Provided material.

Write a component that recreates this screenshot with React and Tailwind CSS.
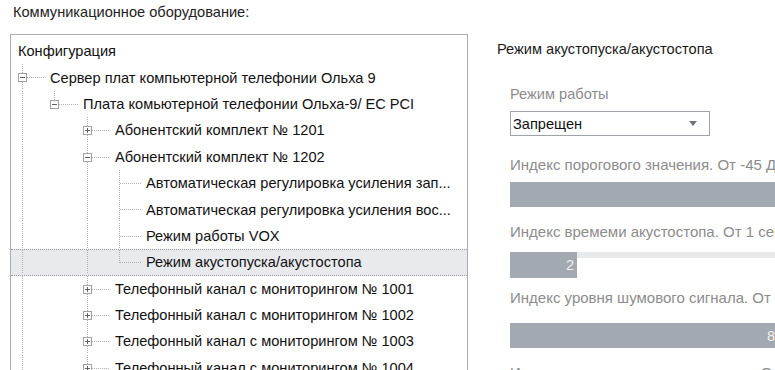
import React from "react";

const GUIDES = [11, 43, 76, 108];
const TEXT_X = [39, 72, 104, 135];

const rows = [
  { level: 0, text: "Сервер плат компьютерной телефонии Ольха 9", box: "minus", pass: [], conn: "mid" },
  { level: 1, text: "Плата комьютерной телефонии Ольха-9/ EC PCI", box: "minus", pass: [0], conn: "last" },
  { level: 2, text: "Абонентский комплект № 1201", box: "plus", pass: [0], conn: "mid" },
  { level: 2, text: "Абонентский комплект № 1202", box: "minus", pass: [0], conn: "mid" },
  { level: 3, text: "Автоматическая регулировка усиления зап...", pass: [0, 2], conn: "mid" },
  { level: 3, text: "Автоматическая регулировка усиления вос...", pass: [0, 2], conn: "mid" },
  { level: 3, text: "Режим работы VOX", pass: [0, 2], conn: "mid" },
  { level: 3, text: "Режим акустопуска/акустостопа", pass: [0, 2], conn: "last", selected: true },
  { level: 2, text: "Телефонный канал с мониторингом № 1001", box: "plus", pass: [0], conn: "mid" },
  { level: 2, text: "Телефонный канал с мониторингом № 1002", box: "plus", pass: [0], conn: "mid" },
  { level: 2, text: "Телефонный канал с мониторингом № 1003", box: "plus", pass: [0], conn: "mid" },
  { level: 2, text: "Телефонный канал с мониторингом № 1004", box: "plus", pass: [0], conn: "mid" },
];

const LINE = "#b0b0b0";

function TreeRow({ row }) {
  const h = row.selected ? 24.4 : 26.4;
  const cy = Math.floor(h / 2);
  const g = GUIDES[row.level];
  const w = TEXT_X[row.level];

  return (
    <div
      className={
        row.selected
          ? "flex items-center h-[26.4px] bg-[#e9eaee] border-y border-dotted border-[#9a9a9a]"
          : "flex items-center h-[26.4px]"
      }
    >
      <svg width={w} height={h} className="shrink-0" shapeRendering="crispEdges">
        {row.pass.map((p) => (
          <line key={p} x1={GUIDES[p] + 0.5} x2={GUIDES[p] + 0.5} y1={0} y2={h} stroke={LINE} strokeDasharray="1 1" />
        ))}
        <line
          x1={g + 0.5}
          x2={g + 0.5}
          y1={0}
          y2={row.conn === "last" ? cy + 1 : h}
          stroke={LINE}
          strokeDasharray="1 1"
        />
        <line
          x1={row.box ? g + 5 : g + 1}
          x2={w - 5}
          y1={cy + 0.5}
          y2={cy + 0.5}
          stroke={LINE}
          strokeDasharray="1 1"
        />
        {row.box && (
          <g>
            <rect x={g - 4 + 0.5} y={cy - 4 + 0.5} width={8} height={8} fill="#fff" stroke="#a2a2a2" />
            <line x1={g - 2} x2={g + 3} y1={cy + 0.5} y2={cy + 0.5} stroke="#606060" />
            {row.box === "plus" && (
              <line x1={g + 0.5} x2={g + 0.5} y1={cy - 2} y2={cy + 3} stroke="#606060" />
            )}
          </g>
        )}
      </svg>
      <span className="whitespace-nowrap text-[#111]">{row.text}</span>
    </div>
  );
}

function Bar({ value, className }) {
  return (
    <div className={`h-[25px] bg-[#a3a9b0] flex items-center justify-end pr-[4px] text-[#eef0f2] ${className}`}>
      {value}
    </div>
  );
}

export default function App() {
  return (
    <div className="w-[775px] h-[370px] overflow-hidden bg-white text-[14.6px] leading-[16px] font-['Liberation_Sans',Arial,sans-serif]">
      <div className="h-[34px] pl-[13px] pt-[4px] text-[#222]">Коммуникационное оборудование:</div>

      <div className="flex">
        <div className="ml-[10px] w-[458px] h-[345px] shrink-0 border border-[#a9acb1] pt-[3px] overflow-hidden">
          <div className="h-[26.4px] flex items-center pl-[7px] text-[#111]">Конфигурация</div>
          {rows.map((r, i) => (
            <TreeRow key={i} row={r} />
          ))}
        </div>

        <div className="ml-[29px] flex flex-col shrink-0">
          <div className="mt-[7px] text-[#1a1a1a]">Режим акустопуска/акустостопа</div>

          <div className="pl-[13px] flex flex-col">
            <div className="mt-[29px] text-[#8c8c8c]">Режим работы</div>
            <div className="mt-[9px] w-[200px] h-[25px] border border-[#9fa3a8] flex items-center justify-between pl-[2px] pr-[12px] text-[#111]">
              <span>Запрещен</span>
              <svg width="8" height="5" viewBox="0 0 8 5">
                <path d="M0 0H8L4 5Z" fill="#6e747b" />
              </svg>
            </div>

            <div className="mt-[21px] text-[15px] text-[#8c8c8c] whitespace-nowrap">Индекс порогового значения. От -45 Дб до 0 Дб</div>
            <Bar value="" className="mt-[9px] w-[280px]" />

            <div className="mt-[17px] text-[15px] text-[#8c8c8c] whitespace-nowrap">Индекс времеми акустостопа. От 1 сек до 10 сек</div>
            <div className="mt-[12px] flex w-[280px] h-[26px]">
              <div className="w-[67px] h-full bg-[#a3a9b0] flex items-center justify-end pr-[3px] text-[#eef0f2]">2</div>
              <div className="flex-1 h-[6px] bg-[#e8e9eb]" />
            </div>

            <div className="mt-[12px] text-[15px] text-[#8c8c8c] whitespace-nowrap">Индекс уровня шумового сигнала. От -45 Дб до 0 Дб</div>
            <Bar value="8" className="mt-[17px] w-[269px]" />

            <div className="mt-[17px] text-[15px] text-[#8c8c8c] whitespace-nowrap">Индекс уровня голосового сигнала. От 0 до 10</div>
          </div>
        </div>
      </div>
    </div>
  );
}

Problem description. Return only the lines running from the top of the data to the line that holds "const TEXT_X = [39, 72, 104, 135];". Include both of those lines, but skip the pictures.

Written solution.
Write a component that recreates this screenshot with React and Tailwind CSS.
import React from "react";

const GUIDES = [11, 43, 76, 108];
const TEXT_X = [39, 72, 104, 135];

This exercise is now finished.